The size of the flip is based on the `log_2(data type)`
vrev.[b,h,w].vv.{m} vd, vs1, vs2 \
vrev.[b,h,w].vx.{m} vd, vs1, xs2
N = vtype.bits - 1 # 7, 15, 31
shamt = xs2[4:0] & N
for L in Op.typelen
r = vs1[L]
if (shamt & 1) r = ((r & 0x55..) << 1) | ((r & 0xAA..) >> 1)
if (shamt & 2) r = ((r & 0x33..) << 2) | ((r & 0xCC..) >> 2)
if (shamt & 4) r = ((r & 0x0F..) << 4) | ((r & 0xF0..) >> 4)
if (sz == 0) vd[L] = r; continue;
if (shamt & 8) r = ((r & 0x00..) << 8) | ((r & 0xFF..) >> 8)
if (sz == 1) vd[L] = r; continue;
if (shamt & 16) r = ((r & 0x00..) << 16) | ((r & 0xFF..) >> 16)
vd[L] = r
### VROR
Logical rotate right.
vror.[b,h,w].vv.{m} vd, vs1, vs2 \
vror.[b,h,w].vx.{m} vd, vs1, xs2
N = vtype.bits - 1 # 7, 15, 31
shamt = xs2[4:0] & N
for L in Op.typelen
r = vs1[L]
if (shamt & 1) for (B in vtype.bits) r[B] = r[(N+1) % N]
if (shamt & 2) for (B in vtype.bits) r[B] = r[(N+2) % N]
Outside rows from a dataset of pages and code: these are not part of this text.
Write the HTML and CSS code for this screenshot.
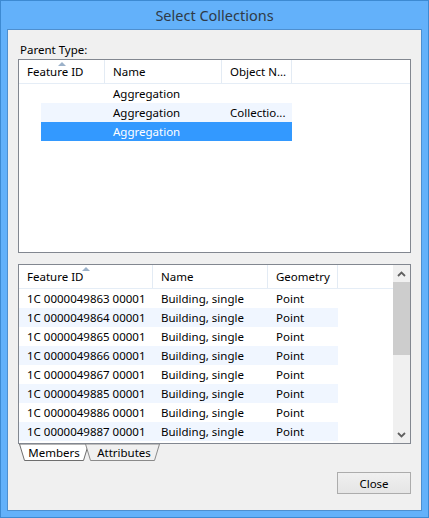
FILE: index.html
```html
<!DOCTYPE html>
<html lang="en">
  <head>
    <meta charset="UTF-8" />
    <title>Select Collections</title>
    <link rel="stylesheet" href="styles.css">
  </head>

  <body>
    <div class="window">
      <div class="titlebar">Select Collections</div>
      <div class="client">
        <div class="label">Parent Type:</div>

        <div class="listbox parent_list">
          <div class="header">
            <div class="hcell c_fid sorted">Feature ID</div>
            <div class="hcell c_name">Name</div>
            <div class="hcell c_obj">Object N...</div>
          </div>
          <div class="row">
            <div class="cell c_fid"></div>
            <div class="cell c_name">Aggregation</div>
            <div class="cell c_obj"></div>
          </div>
          <div class="row child alt">
            <div class="cell c_fid"></div>
            <div class="cell c_name">Aggregation</div>
            <div class="cell c_obj">Collectio...</div>
          </div>
          <div class="row child selected">
            <div class="cell c_fid"></div>
            <div class="cell c_name">Aggregation</div>
            <div class="cell c_obj"></div>
          </div>
        </div>

        <div class="listbox members_list">
          <div class="list_main">
            <div class="header">
              <div class="hcell m_fid sorted">Feature ID</div>
              <div class="hcell m_name">Name</div>
              <div class="hcell m_geo">Geometry</div>
            </div>
            <div id="member_rows"></div>
          </div>
          <div class="scrollbar">
            <div class="sb_btn">
              <svg width="9" height="6" viewBox="0 0 9 6"><polyline points="1,5 4.5,1.5 8,5" fill="none" stroke="#606060" stroke-width="1.8"/></svg>
            </div>
            <div class="sb_thumb"></div>
            <div class="sb_track"></div>
            <div class="sb_btn">
              <svg width="9" height="6" viewBox="0 0 9 6"><polyline points="1,1 4.5,4.5 8,1" fill="none" stroke="#606060" stroke-width="1.8"/></svg>
            </div>
          </div>
        </div>

        <div class="tabs">
          <div class="tab tab_attr">
            <svg class="tab_shape" width="75" height="17" viewBox="0 0 75 17"><polygon points="0.5,0 5.5,16.5 69.5,16.5 74.5,0" fill="#f0f0f0" stroke="#8a8a8a"/></svg>
            <span>Attributes</span>
          </div>
          <div class="tab tab_members active">
            <svg class="tab_shape" width="70" height="17" viewBox="0 0 70 17"><polygon points="0.5,0 5.5,16.5 64.5,16.5 69.5,0" fill="#ffffff" stroke="#6e6e6e"/></svg>
            <span>Members</span>
          </div>
        </div>

        <div class="footer">
          <button class="btn">Close</button>
        </div>
      </div>
    </div>

    <script>
      var members = [
        "49863", "49864", "49865", "49866",
        "49867", "49885", "49886", "49887"
      ];
      var memberRows = document.getElementById("member_rows");
      members.forEach((id, i) => {
        memberRows.innerHTML += `
          <div class="row ${i % 2 ? "alt" : ""}">
            <div class="cell m_fid">1C 00000${id} 00001</div>
            <div class="cell m_name">Building, single</div>
            <div class="cell m_geo">Point</div>
          </div>`;
      });
    </script>
  </body>
</html>
```

FILE: styles.css
```css
html,
body {
  margin: 0;
  padding: 0;
  background-color: #62b0f8;
}

body {
  font-family: "Noto Sans", "Open Sans", sans-serif;
  font-size: 11.5px;
  color: #000;
}

.window {
  width: 429px;
  height: 518px;
  box-sizing: border-box;
  border: 1px solid #3d8ad2;
  background-color: #63b1fa;
  padding: 0 6px 6px;
  display: flex;
  flex-direction: column;
}

.titlebar {
  height: 28px;
  line-height: 29px;
  text-align: center;
  font-size: 14.5px;
  color: #2f3a46;
}

.client {
  flex: 1;
  border: 1px solid #4e8fcf;
  background-color: #f0f0f0;
  padding: 12px 10px 0 10px;
  display: flex;
  flex-direction: column;
}

.label {
  height: 16px;
  line-height: 16px;
  padding-left: 2px;
  margin-bottom: 1px;
}

.listbox {
  border: 1px solid #828790;
  background-color: #fff;
  box-shadow: inset 0 0 0 1px #fff;
}

.parent_list {
  height: 192px;
}

.members_list {
  height: 178px;
  margin-top: 11px;
  display: flex;
  overflow: hidden;
}

.list_main {
  flex: 1;
  overflow: hidden;
}

.header {
  display: flex;
  height: 23px;
  border-bottom: 1px solid #e5edf6;
}

.hcell {
  position: relative;
  box-sizing: border-box;
  line-height: 23px;
  padding-left: 8px;
  border-right: 1px solid #e3ebf4;
  white-space: nowrap;
}

.sorted::before {
  content: "";
  position: absolute;
  top: 2px;
  left: calc(50% - 4px);
  border-left: 4px solid transparent;
  border-right: 4px solid transparent;
  border-bottom: 4px solid #9bb1c9;
}

.row {
  display: flex;
  height: 19px;
}

.cell {
  box-sizing: border-box;
  line-height: 19px;
  padding-left: 8px;
  white-space: nowrap;
  overflow: hidden;
}

.row.alt .cell {
  background-color: #f0f6ff;
}

.row.selected .cell {
  background-color: #3399ff;
  color: #fff;
}

.c_fid {
  width: 86px;
}

.c_name {
  width: 117px;
}

.c_obj {
  width: 70px;
}

.child .c_fid {
  width: 64px;
  margin-left: 22px;
}

.m_fid {
  width: 134px;
}

.m_name {
  width: 115px;
}

.m_geo {
  width: 70px;
}

.scrollbar {
  width: 17px;
  background-color: #f0f0f0;
  display: flex;
  flex-direction: column;
}

.sb_btn {
  height: 17px;
  display: flex;
  align-items: center;
  justify-content: center;
}

.sb_thumb {
  height: 73px;
  background-color: #cdcdcd;
}

.sb_track {
  flex: 1;
}

.tabs {
  display: flex;
  height: 17px;
  padding-left: 1px;
}

.tab {
  position: relative;
  height: 17px;
  display: flex;
  justify-content: center;
  line-height: 18px;
}

.tab span {
  position: relative;
}

.tab_shape {
  position: absolute;
  top: 0;
  left: 0;
}

.tab_members {
  order: 1;
  width: 70px;
}

.tab_attr {
  order: 2;
  width: 75px;
  margin-left: -4px;
  padding-left: 3px;
  box-sizing: border-box;
}

.footer {
  display: flex;
  justify-content: flex-end;
  margin-top: 11px;
}

.btn {
  width: 74px;
  height: 22px;
  border: 1px solid #acacac;
  background: linear-gradient(#f0f0f0, #e5e5e5);
  font-family: "Noto Sans", "Open Sans", sans-serif;
  font-size: 11.5px;
  color: #000;
  padding: 0;
}
```
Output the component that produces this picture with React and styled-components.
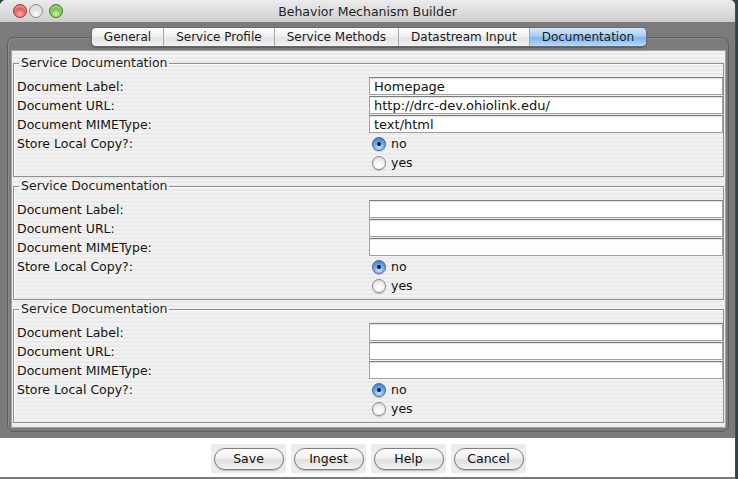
import styled, { createGlobalStyle } from "styled-components";

const GlobalStyle = createGlobalStyle`
    html, body {
        margin: 0;
        padding: 0;
        background: #24464a;
    }
    body {
        font-family: "DejaVu Sans", "Liberation Sans", sans-serif;
        font-size: 12px;
        color: #111;
    }
`;

const Screen = styled.div`
    width: 738px;
    height: 479px;
    display: flex;
    overflow: hidden;
`;

const Window = styled.div`
    width: 735px;
    height: 477px;
    display: flex;
    flex-direction: column;
    border-radius: 6px 6px 0 0;
    overflow: hidden;
    border-right: 1px solid #4a4a4a;
    border-bottom: 2px solid #7a7a7a;
    background: #fff;
`;

const TitleBar = styled.div`
    height: 22px;
    flex: none;
    position: relative;
    display: flex;
    align-items: center;
    justify-content: center;
    background: linear-gradient(#ececec, #dadada 60%, #cdcdcd);
    font-size: 12.5px;
    color: #1e1e1e;
`;

const Lights = styled.div`
    position: absolute;
    left: 13px;
    top: 4px;
    display: flex;
    gap: 2px;
`;

const Light = styled.span`
    width: 14px;
    height: 14px;
    border-radius: 50%;
    margin-right: ${(p) => p.$gap || 0}px;
    box-sizing: border-box;
    border: 1px solid ${(p) => p.$edge};
    background: radial-gradient(circle at 50% 75%, ${(p) => p.$glow} 0%, ${(p) => p.$color} 60%, ${(p) => p.$dark} 100%);
    box-shadow: inset 0 2px 2px rgba(255, 255, 255, 0.55);
`;

const Body = styled.div`
    height: 416px;
    flex: none;
    box-sizing: border-box;
    background: #7b7b7b;
    padding: 5px 6px 6px 7px;
    display: flex;
    flex-direction: column;
`;

const TabStrip = styled.div`
    display: flex;
    justify-content: center;
    position: relative;
    z-index: 1;
    padding-left: 2px;
`;

const TabGroup = styled.div`
    display: flex;
    height: 20px;
    box-sizing: border-box;
    border: 1px solid #6a6a6a;
    border-radius: 5px;
    overflow: hidden;
    box-shadow: 0 1px 1px rgba(0, 0, 0, 0.25);
`;

const Tab = styled.div`
    padding: 0 12px;
    line-height: 18px;
    font-size: 12px;
    color: #1a1a1a;
    border-left: ${(p) => (p.$first ? "none" : "1px solid #a9a9a9")};
    background: ${(p) =>
        p.$active
            ? "linear-gradient(#d6e8fa, #a7cdf3 45%, #7fb5ec 55%, #b7dafc)"
            : "linear-gradient(#fdfdfd, #f1f1f1 45%, #e3e3e3 55%, #f3f3f3)"};
`;

const Pane = styled.div`
    flex: 1;
    margin-top: -10px;
    border: 1px solid #5e5e5e;
    border-radius: 7px;
    box-shadow: inset 1px 1px 0 #8d8d8d;
    padding: 12px 2px 3px 3px;
    display: flex;
`;

const Panel = styled.div`
    flex: 1;
    border: 1px solid #a3a3a3;
    background: repeating-linear-gradient(#f2f2f2 0 2px, #eaeaea 2px 4px);
    padding: 5px 1px 0 1px;
    display: flex;
    flex-direction: column;
    gap: 2px;
`;

const Section = styled.fieldset`
    margin: 0;
    padding: 7px 0 4px 3px;
    border: 1px solid #8f8f8f;
    box-shadow: inset 1px 1px 0 #fbfbfb;
    min-width: 0;
`;

const Legend = styled.legend`
    padding: 0 1px 0 2px;
    margin-left: 2px;
    line-height: 14px;
    font-size: 12.5px;
    color: #1c1c1c;
`;

const Grid = styled.div`
    display: grid;
    grid-template-columns: 352px 1fr;
    grid-auto-rows: 19px;
    align-items: center;
`;

const Label = styled.div`
    grid-column: 1;
    font-size: 12.5px;
    color: #141414;
`;

const Field = styled.div`
    grid-column: 2;
    height: 18px;
    box-sizing: border-box;
    align-self: start;
    background: #fff;
    border: 1px solid #a0a0a0;
    border-top-color: #7b7b7b;
    box-shadow: inset 0 1px 1px rgba(0, 0, 0, 0.12);
    padding: 0 4px;
    line-height: 17px;
    font-size: 13px;
    color: #111;
    white-space: nowrap;
    overflow: hidden;
`;

const RadioRow = styled.label`
    grid-column: 2;
    display: flex;
    align-items: center;
    gap: 5px;
    padding-left: 3px;
    font-size: 12.5px;
    color: #111;
`;

const RadioDot = styled.span`
    width: 14px;
    height: 14px;
    box-sizing: border-box;
    border-radius: 50%;
    display: flex;
    align-items: center;
    justify-content: center;
    border: 1px solid ${(p) => (p.$on ? "#41689a" : "#8a8a8a")};
    background: ${(p) =>
        p.$on
            ? "radial-gradient(circle at 50% 80%, #bfe3ff 0%, #69a8ec 50%, #2f6fc8 100%)"
            : "radial-gradient(circle at 50% 80%, #ffffff 0%, #f3f3f3 50%, #cfcfcf 100%)"};
    box-shadow: 0 1px 1px rgba(0, 0, 0, 0.2);

    &::after {
        content: "";
        width: 4px;
        height: 4px;
        border-radius: 50%;
        background: #111;
        display: ${(p) => (p.$on ? "block" : "none")};
    }
`;

const Footer = styled.div`
    flex: 1;
    background: #fff;
    display: flex;
    justify-content: center;
    align-items: flex-start;
    gap: 5px;
    padding-top: 6px;
    padding-left: 2px;
`;

const ButtonWell = styled.div`
    width: 75px;
    height: 29px;
    background: #ececec;
    display: flex;
    align-items: center;
    justify-content: center;
`;

const Button = styled.button`
    width: 70px;
    height: 22px;
    border-radius: 11px;
    border: 1px solid #7e7e7e;
    background: linear-gradient(#fefefe, #f2f2f2 45%, #dedede 55%, #f4f4f4);
    box-shadow: 0 1px 1px rgba(0, 0, 0, 0.2);
    font-family: "DejaVu Sans", "Liberation Sans", sans-serif;
    font-size: 12.5px;
    color: #111;
    padding: 0;
`;

const tabs = ["General", "Service Profile", "Service Methods", "Datastream Input", "Documentation"];

const docs = [
    { label: "Homepage", url: "http://drc-dev.ohiolink.edu/", mime: "text/html" },
    { label: "", url: "", mime: "" },
    { label: "", url: "", mime: "" },
];

const DocSection = ({ doc }) => (
    <Section>
        <Legend>Service Documentation</Legend>
        <Grid>
            <Label>Document Label:</Label>
            <Field>{doc.label}</Field>
            <Label>Document URL:</Label>
            <Field>{doc.url}</Field>
            <Label>Document MIMEType:</Label>
            <Field>{doc.mime}</Field>
            <Label>Store Local Copy?:</Label>
            <RadioRow>
                <RadioDot $on />
                no
            </RadioRow>
            <Label />
            <RadioRow>
                <RadioDot />
                yes
            </RadioRow>
        </Grid>
    </Section>
);

const App = () => {
    return (
        <Screen>
            <GlobalStyle />
            <Window>
                <TitleBar>
                    <Lights>
                        <Light $color="#e2463f" $glow="#ffb3a6" $dark="#a21b14" $edge="#9a3a36" />
                        <Light $color="#d9d9d9" $glow="#ffffff" $dark="#a9a9a9" $edge="#8f8f8f" $gap={4} />
                        <Light $color="#59b937" $glow="#d3f7a8" $dark="#2d7f17" $edge="#3f7d2d" />
                    </Lights>
                    Behavior Mechanism Builder
                </TitleBar>
                <Body>
                    <TabStrip>
                        <TabGroup>
                            {tabs.map((t, i) => (
                                <Tab key={t} $first={i === 0} $active={t === "Documentation"}>
                                    {t}
                                </Tab>
                            ))}
                        </TabGroup>
                    </TabStrip>
                    <Pane>
                        <Panel>
                            {docs.map((d, i) => (
                                <DocSection key={i} doc={d} />
                            ))}
                        </Panel>
                    </Pane>
                </Body>
                <Footer>
                    {["Save", "Ingest", "Help", "Cancel"].map((b) => (
                        <ButtonWell key={b}>
                            <Button>{b}</Button>
                        </ButtonWell>
                    ))}
                </Footer>
            </Window>
        </Screen>
    );
};

export default App;
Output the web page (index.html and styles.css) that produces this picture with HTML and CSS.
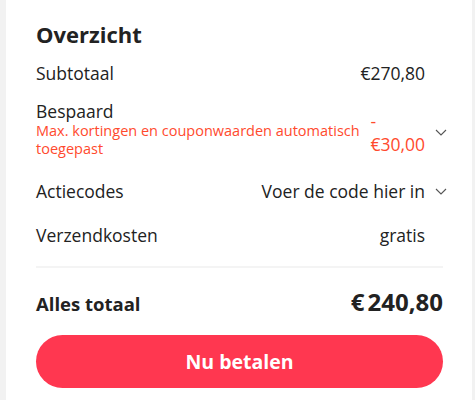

if (shamt & 4) for (B in vtype.bits) r[B] = r[(N+4) % N]
if (shamt & 8) for (B in vtype.bits) r[B] = r[(N+8) % N]
if (shamt & 16) for (B in vtype.bits) r[B] = r[(N+16) % N]
vd[L] = r
Arithmetic and logical left/right shift with saturating shift amount and result.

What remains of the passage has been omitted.